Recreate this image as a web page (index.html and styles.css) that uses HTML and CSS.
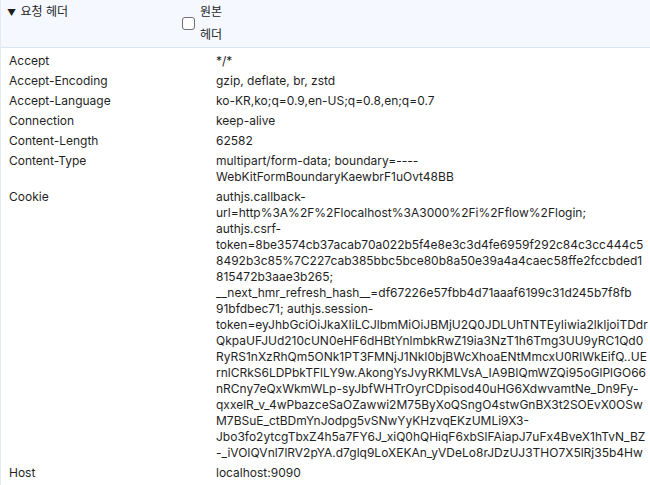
FILE: index.html
```html
<!DOCTYPE html>
<html lang="ko">
<head>
<meta charset="utf-8">
<title>요청 헤더</title>
<link rel="stylesheet" href="styles.css">
</head>
<body>
<section class="panel">
  <header class="panel-head">
    <div class="title"><span class="arrow">▼</span> 요청 헤더</div>
    <label class="raw">
      <input type="checkbox" class="check">
      <span class="raw-text">원본 헤더</span>
    </label>
  </header>
  <div class="rows">
    <div class="row"><div class="name">Accept</div><div class="value">*/*</div></div>
    <div class="row"><div class="name">Accept-Encoding</div><div class="value">gzip, deflate, br, zstd</div></div>
    <div class="row"><div class="name">Accept-Language</div><div class="value">ko-KR,ko;q=0.9,en-US;q=0.8,en;q=0.7</div></div>
    <div class="row"><div class="name">Connection</div><div class="value">keep-alive</div></div>
    <div class="row"><div class="name">Content-Length</div><div class="value">62582</div></div>
    <div class="row"><div class="name">Content-Type</div><div class="value">multipart/form-data; boundary=----<br>WebKitFormBoundaryKaewbrF1uOvt48BB</div></div>
    <div class="row"><div class="name">Cookie</div><div class="value">authjs.callback-<br>url=http%3A%2F%2Flocalhost%3A3000%2Fi%2Fflow%2Flogin;<br>authjs.csrf-<br>token=8be3574cb37acab70a022b5f4e8e3c3d4fe6959f292c84c3cc444c5<br>8492b3c85%7C227cab385bbc5bce80b8a50e39a4a4caec58ffe2fccbded1<br>815472b3aae3b265;<br>__next_hmr_refresh_hash__=df67226e57fbb4d71aaaf6199c31d245b7f8fb<br>91bfdbec71; authjs.session-<br>token=eyJhbGciOiJkaXIiLCJlbmMiOiJBMjU2Q0JDLUhTNTEyIiwia2lkIjoiTDdr<br>QkpaUFJUd210cUN0eHF6dHBtYnlmbkRwZ19ia3NzT1h6Tmg3UU9yRC1Qd0<br>RyRS1nXzRhQm5ONk1PT3FMNjJ1NkI0bjBWcXhoaENtMmcxU0RlWkEifQ..UE<br>rnlCRkS6LDPbkTFlLY9w.AkongYsJvyRKMLVsA_IA9BIQmWZQi95oGlPlGO66<br>nRCny7eQxWkmWLp-syJbfWHTrOyrCDpisod40uHG6XdwvamtNe_Dn9Fy-<br>qxxelR_v_4wPbazceSaOZawwi2M75ByXoQSngO4stwGnBX3t2SOEvX0OSw<br>M7BSuE_ctBDmYnJodpg5vSNwYyKHzvqEKzUMLi9X3-<br>Jbo3fo2ytcgTbxZ4h5a7FY6J_xiQ0hQHiqF6xbSlFAiapJ7uFx4BveX1hTvN_BZ<br>-_iVOIQVnl7lRV2pYA.d7glq9LoXEKAn_yVDeLo8rJDzUJ3THO7X5lRj35b4Hw</div></div>
    <div class="row"><div class="name">Host</div><div class="value">localhost:9090</div></div>
  </div>
</section>
</body>
</html>
```
FILE: styles.css
```css
html, body {
  margin: 0;
  padding: 0;
  background: #ffffff;
}
body {
  font-family: Inter, "Noto Sans CJK KR", "Liberation Sans", sans-serif;
  font-size: 12px;
  color: #1f1f1f;
}
.panel {
  border-left: 1px solid #e4eaf4;
  min-height: 485px;
  box-sizing: border-box;
}
.panel-head {
  display: flex;
  align-items: flex-start;
  background: #f5f8fe;
  border-bottom: 1px solid #dce5f4;
  padding: 0 6px 1px;
}
.title {
  width: 175px;
  line-height: 23px;
}
.arrow {
  font-size: 9px;
  margin-right: 1px;
}
.raw {
  display: flex;
  align-items: center;
}
.check {
  appearance: none;
  -webkit-appearance: none;
  width: 13px;
  height: 13px;
  margin: 0 5px 0 0;
  border: 1px solid #6f6f6f;
  border-radius: 3px;
  background: #ffffff;
  box-sizing: border-box;
}
.raw-text {
  width: 28px;
  line-height: 23px;
}
.rows {
  padding-top: 3px;
}
.row {
  display: grid;
  grid-template-columns: 207px 1fr;
  padding: 2px 4px 2px 8px;
  line-height: 16px;
}
.value {
  white-space: nowrap;
}
```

= = = = = = =

> Written instruction
Reproduce the material above in full, exactly, with no images.

> Written answer
Recreate this image as a web page (index.html and styles.css) that uses HTML and CSS.
FILE: index.html
```html
<!DOCTYPE html>
<html lang="ko">
<head>
<meta charset="utf-8">
<title>요청 헤더</title>
<link rel="stylesheet" href="styles.css">
</head>
<body>
<section class="panel">
  <header class="panel-head">
    <div class="title"><span class="arrow">▼</span> 요청 헤더</div>
    <label class="raw">
      <input type="checkbox" class="check">
      <span class="raw-text">원본 헤더</span>
    </label>
  </header>
  <div class="rows">
    <div class="row"><div class="name">Accept</div><div class="value">*/*</div></div>
    <div class="row"><div class="name">Accept-Encoding</div><div class="value">gzip, deflate, br, zstd</div></div>
    <div class="row"><div class="name">Accept-Language</div><div class="value">ko-KR,ko;q=0.9,en-US;q=0.8,en;q=0.7</div></div>
    <div class="row"><div class="name">Connection</div><div class="value">keep-alive</div></div>
    <div class="row"><div class="name">Content-Length</div><div class="value">62582</div></div>
    <div class="row"><div class="name">Content-Type</div><div class="value">multipart/form-data; boundary=----<br>WebKitFormBoundaryKaewbrF1uOvt48BB</div></div>
    <div class="row"><div class="name">Cookie</div><div class="value">authjs.callback-<br>url=http%3A%2F%2Flocalhost%3A3000%2Fi%2Fflow%2Flogin;<br>authjs.csrf-<br>token=8be3574cb37acab70a022b5f4e8e3c3d4fe6959f292c84c3cc444c5<br>8492b3c85%7C227cab385bbc5bce80b8a50e39a4a4caec58ffe2fccbded1<br>815472b3aae3b265;<br>__next_hmr_refresh_hash__=df67226e57fbb4d71aaaf6199c31d245b7f8fb<br>91bfdbec71; authjs.session-<br>token=eyJhbGciOiJkaXIiLCJlbmMiOiJBMjU2Q0JDLUhTNTEyIiwia2lkIjoiTDdr<br>QkpaUFJUd210cUN0eHF6dHBtYnlmbkRwZ19ia3NzT1h6Tmg3UU9yRC1Qd0<br>RyRS1nXzRhQm5ONk1PT3FMNjJ1NkI0bjBWcXhoaENtMmcxU0RlWkEifQ..UE<br>rnlCRkS6LDPbkTFlLY9w.AkongYsJvyRKMLVsA_IA9BIQmWZQi95oGlPlGO66<br>nRCny7eQxWkmWLp-syJbfWHTrOyrCDpisod40uHG6XdwvamtNe_Dn9Fy-<br>qxxelR_v_4wPbazceSaOZawwi2M75ByXoQSngO4stwGnBX3t2SOEvX0OSw<br>M7BSuE_ctBDmYnJodpg5vSNwYyKHzvqEKzUMLi9X3-<br>Jbo3fo2ytcgTbxZ4h5a7FY6J_xiQ0hQHiqF6xbSlFAiapJ7uFx4BveX1hTvN_BZ<br>-_iVOIQVnl7lRV2pYA.d7glq9LoXEKAn_yVDeLo8rJDzUJ3THO7X5lRj35b4Hw</div></div>
    <div class="row"><div class="name">Host</div><div class="value">localhost:9090</div></div>
  </div>
</section>
</body>
</html>
```
FILE: styles.css
```css
html, body {
  margin: 0;
  padding: 0;
  background: #ffffff;
}
body {
  font-family: Inter, "Noto Sans CJK KR", "Liberation Sans", sans-serif;
  font-size: 12px;
  color: #1f1f1f;
}
.panel {
  border-left: 1px solid #e4eaf4;
  min-height: 485px;
  box-sizing: border-box;
}
.panel-head {
  display: flex;
  align-items: flex-start;
  background: #f5f8fe;
  border-bottom: 1px solid #dce5f4;
  padding: 0 6px 1px;
}
.title {
  width: 175px;
  line-height: 23px;
}
.arrow {
  font-size: 9px;
  margin-right: 1px;
}
.raw {
  display: flex;
  align-items: center;
}
.check {
  appearance: none;
  -webkit-appearance: none;
  width: 13px;
  height: 13px;
  margin: 0 5px 0 0;
  border: 1px solid #6f6f6f;
  border-radius: 3px;
  background: #ffffff;
  box-sizing: border-box;
}
.raw-text {
  width: 28px;
  line-height: 23px;
}
.rows {
  padding-top: 3px;
}
.row {
  display: grid;
  grid-template-columns: 207px 1fr;
  padding: 2px 4px 2px 8px;
  line-height: 16px;
}
.value {
  white-space: nowrap;
}
```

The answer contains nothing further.